Sales Branch Manager LPG Wilayah 1 Pertamina Tegal Vano Daniel Wibawanto mengatakan, kenaikan konsumsi elpiji diduga terjadi akibat peningkatan aktivitas memasak di rumah selama libur akhir pekan. Tak hanya itu, mulai beroperasinya sejumlah usaha mikro, kecil, dan menengah (UMKM) serta industri juga memicu kenaikan konsumsi elpiji bersubsidi.
”Pada akhir Juli, kami sudah memperkirakan adanya kenaikan jumlah konsumsi elpiji karena ada tiga libur panjang akhir pekan selama Agustus. Karena itu, kami menambah pasokan sebanyak 115.320 tabung elpiji untuk wilayah Tegal Raya,” kata Vano, Rabu (26/8/2020), di Tegal.
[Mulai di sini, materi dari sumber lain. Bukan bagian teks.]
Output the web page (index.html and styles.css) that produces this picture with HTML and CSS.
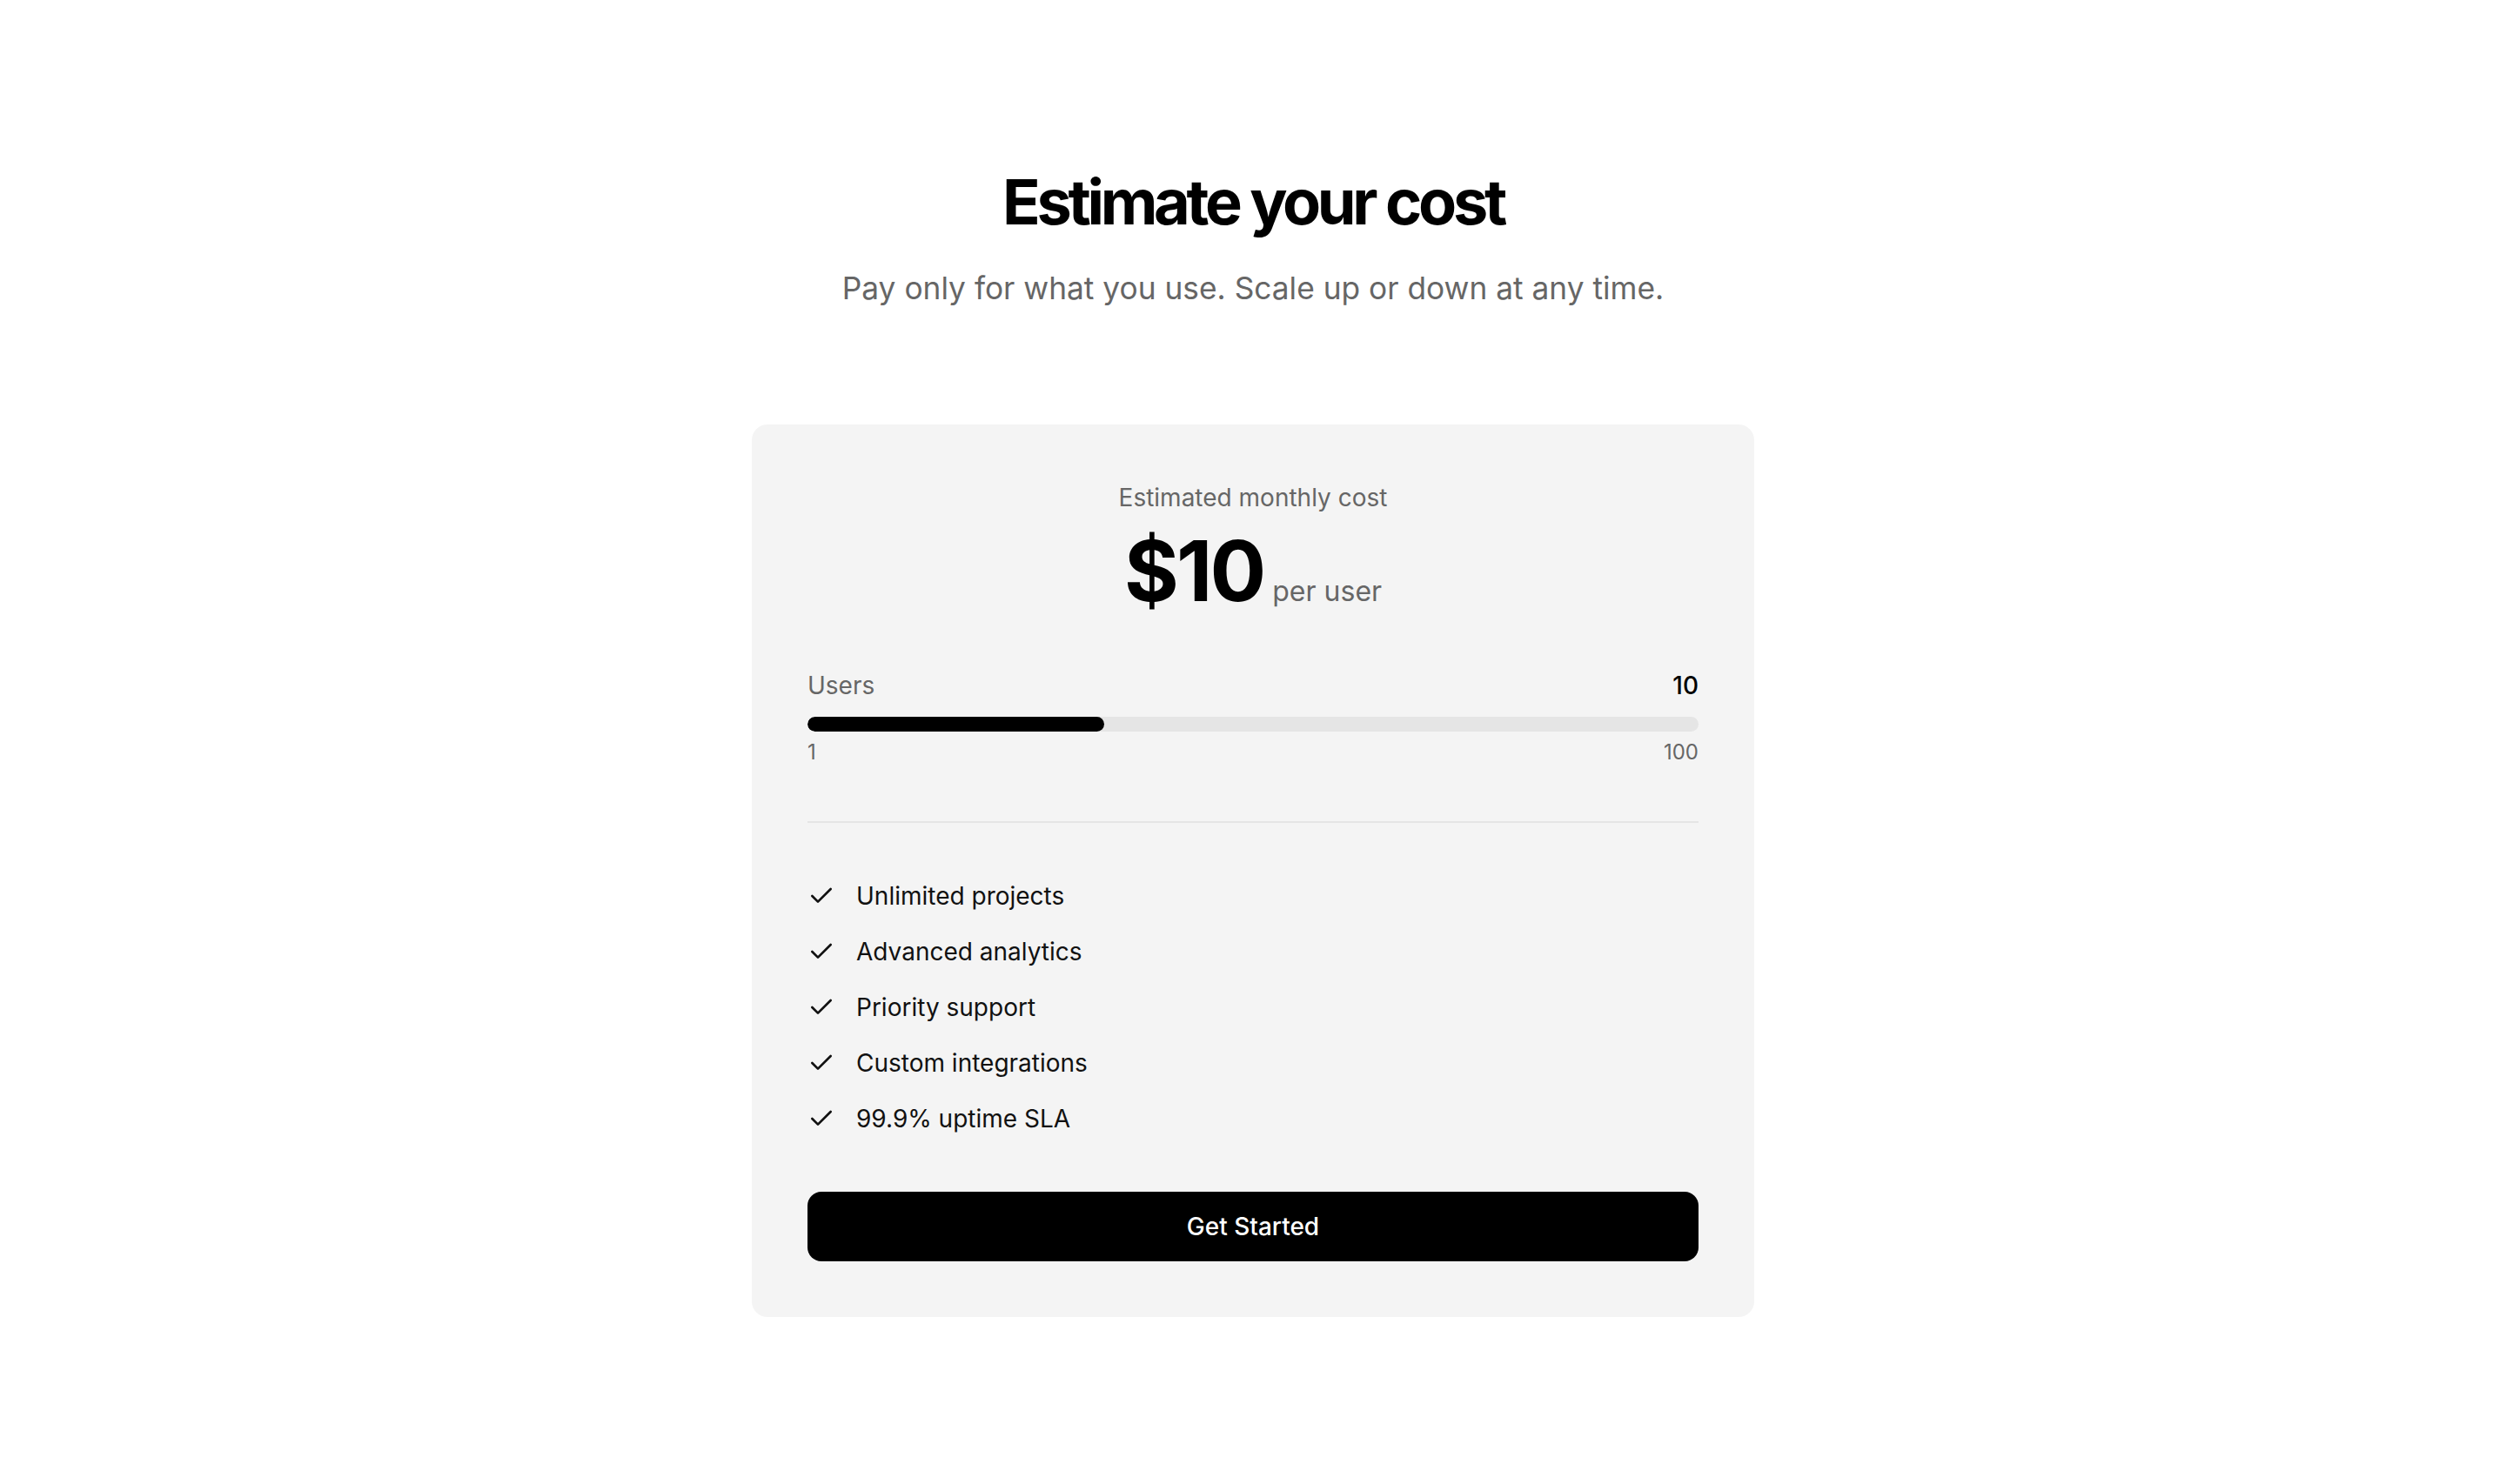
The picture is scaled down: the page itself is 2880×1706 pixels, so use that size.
FILE: index.html
```html
<!DOCTYPE html>
<html lang="en">
<head>
<meta charset="utf-8">
<title>Estimate your cost</title>
<link rel="stylesheet" href="styles.css">
</head>
<body>
<main class="page">
  <header class="intro">
    <h1 class="title">Estimate your cost</h1>
    <p class="subtitle">Pay only for what you use. Scale up or down at any time.</p>
  </header>
  <section class="card">
    <div class="estimate">
      <p class="estimate-label">Estimated monthly cost</p>
      <div class="price-row">
        <span class="price">$10</span>
        <span class="price-unit">per user</span>
      </div>
    </div>
    <div class="slider">
      <div class="slider-head">
        <span class="slider-label">Users</span>
        <span class="slider-value">10</span>
      </div>
      <div class="track"><div class="fill" style="width: 33.3%"></div></div>
      <div class="slider-range">
        <span>1</span>
        <span>100</span>
      </div>
    </div>
    <ul class="features">
      <li class="feature"><svg class="check" viewBox="0 0 24 24" fill="none" stroke="currentColor" stroke-width="2" stroke-linecap="round" stroke-linejoin="round"><path d="M20 6 9 17l-5-5"/></svg><span>Unlimited projects</span></li>
      <li class="feature"><svg class="check" viewBox="0 0 24 24" fill="none" stroke="currentColor" stroke-width="2" stroke-linecap="round" stroke-linejoin="round"><path d="M20 6 9 17l-5-5"/></svg><span>Advanced analytics</span></li>
      <li class="feature"><svg class="check" viewBox="0 0 24 24" fill="none" stroke="currentColor" stroke-width="2" stroke-linecap="round" stroke-linejoin="round"><path d="M20 6 9 17l-5-5"/></svg><span>Priority support</span></li>
      <li class="feature"><svg class="check" viewBox="0 0 24 24" fill="none" stroke="currentColor" stroke-width="2" stroke-linecap="round" stroke-linejoin="round"><path d="M20 6 9 17l-5-5"/></svg><span>Custom integrations</span></li>
      <li class="feature"><svg class="check" viewBox="0 0 24 24" fill="none" stroke="currentColor" stroke-width="2" stroke-linecap="round" stroke-linejoin="round"><path d="M20 6 9 17l-5-5"/></svg><span>99.9% uptime SLA</span></li>
    </ul>
    <button class="cta" type="button">Get Started</button>
  </section>
</main>
</body>
</html>
```

FILE: styles.css
```css
* { box-sizing: border-box; }

html, body {
  margin: 0;
  padding: 0;
  background: #ffffff;
}

body {
  font-family: Inter, "Noto Sans", "Liberation Sans", sans-serif;
  color: #0a0a0a;
}

.page {
  display: flex;
  flex-direction: column;
  align-items: center;
  padding: 192px 32px 128px;
}

.intro {
  display: flex;
  flex-direction: column;
  align-items: center;
  text-align: center;
}

.title {
  margin: 0;
  font-size: 72px;
  line-height: 80px;
  font-weight: 700;
  letter-spacing: -0.06em;
  color: #000;
}

.subtitle {
  margin: 32px 0 0;
  font-size: 35.3px;
  line-height: 56px;
  color: #666666;
}

.card {
  margin-top: 128px;
  width: 1152px;
  background: #f4f4f4;
  border-radius: 18px;
  padding: 64px;
  display: flex;
  flex-direction: column;
}

.estimate {
  display: flex;
  flex-direction: column;
  align-items: center;
}

.estimate-label {
  margin: 0;
  font-size: 28px;
  line-height: 40px;
  color: #666666;
}

.price-row {
  margin-top: 16px;
  display: flex;
  align-items: baseline;
  gap: 10px;
}

.price {
  font-size: 96px;
  line-height: 96px;
  font-weight: 700;
  letter-spacing: -0.03em;
  color: #000;
}

.price-unit {
  font-size: 32px;
  line-height: 40px;
  color: #666666;
}

.slider {
  margin-top: 64px;
  display: flex;
  flex-direction: column;
}

.slider-head {
  display: flex;
  justify-content: space-between;
  align-items: baseline;
  font-size: 28px;
  line-height: 40px;
}

.slider-label { color: #666666; }

.slider-value {
  color: #000;
  font-weight: 500;
}

.track {
  margin-top: 16px;
  height: 17px;
  border-radius: 999px;
  background: #e5e5e5;
  overflow: hidden;
}

.fill {
  height: 100%;
  background: #000;
  border-radius: 999px;
}

.slider-range {
  margin-top: 8px;
  display: flex;
  justify-content: space-between;
  font-size: 24px;
  line-height: 32px;
  color: #666666;
}

.features {
  list-style: none;
  margin: 63px 0 0;
  padding: 64px 0 0;
  border-top: 2px solid #e5e5e5;
  display: flex;
  flex-direction: column;
  gap: 24px;
}

.feature {
  display: flex;
  align-items: center;
  gap: 24px;
  font-size: 28px;
  line-height: 40px;
  color: #111111;
}

.check {
  width: 32px;
  height: 32px;
  flex: none;
  color: #111111;
}

.cta {
  margin-top: 64px;
  height: 80px;
  border: 0;
  border-radius: 16px;
  background: #000;
  color: #fff;
  font-family: inherit;
  font-size: 28px;
  font-weight: 500;
  cursor: pointer;
}
```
Kendati sudah ada penambahan pasokan, sejumlah warga masih mengeluhkan sulitnya mendapat elpiji 3 kilogram. Harti (55), warga Desa Trayeman, Kecamatan Slawi, Kabupaten Tegal, misalnya, mengeluhkan sulitnya mendapatkan elpiji 3 kilogram, sepekan terakhir.
”Saya coba beli di pengecer elpiji di sekitar rumah tidak ada. Kalaupun ada, cepat sekali habis,” ucap Harti.
Para pengecer elpiji di Desa Trayeman yang ditemui Harti menuturkan bahwa pasokan elpiji terbatas, sedangkan kebutuhan masyarakat meningkat. Agar bisa tetap memasak, Harti berupaya mencari elpiji ke agen yang lebih besar di daerah lain.
Secara terpisah, Ketua Himpunan Wiraswasta Nasional Minyak dan Gas Dewan Pimpinan Cabang Eks Keresidenan Pekalongan Fajar Mahardika mengatakan, setiap pangkalan mendapat suplai dari Pertamina sebanyak 100 tabung elpiji 3 kilogram per hari. Jumlah tersebut disesuaikan dengan kemampuan pangkalan elpiji dan kebutuhan masyarakat di sekitarnya.
”Setiap hari, pangkalan menerima suplai sebanyak 100 tabung elpiji 3 kilogram. Kalau, misalnya, stok elpiji 3 kilogram sudah habis, masyarakat bisa membeli elpiji nonsubsidi 5,5 kilogram atau 12 kilogram,” ujar Fajar.
Meski demikian, berdasarkan hasil inspeksi di lapangan, Pertamina masih menemukan adanya masyarakat kelas menengah atau industri besar yang menggunakan elpiji 3 kilogram. Padahal, elpiji ukuran tabung 3 kilogram hanya boleh digunakan oleh masyarakat miskin serta usaha mikro dan kecil.
”Kami mengimbau masyarakat atau pemilik usaha berskala menengah untuk tidak memakai elpiji 3 kilogram bersubsidi. Dengan demikian, suplai elpiji 3 kilogram bisa tepat sasaran, yakni untuk masyarakat miskin serta usaha berskala mikro dan kecil,” ujar Vano.
Vano menambahkan, Pertamina maupun pemerintah daerah masih kesulitan mendeteksi penyalahgunaan elpiji 3 kilogram di masyarakat. Untuk itu, pihaknya mengimbau masyarakat untuk aktif melapor jika menemukan penyalahgunaan elpiji 3 kilogram.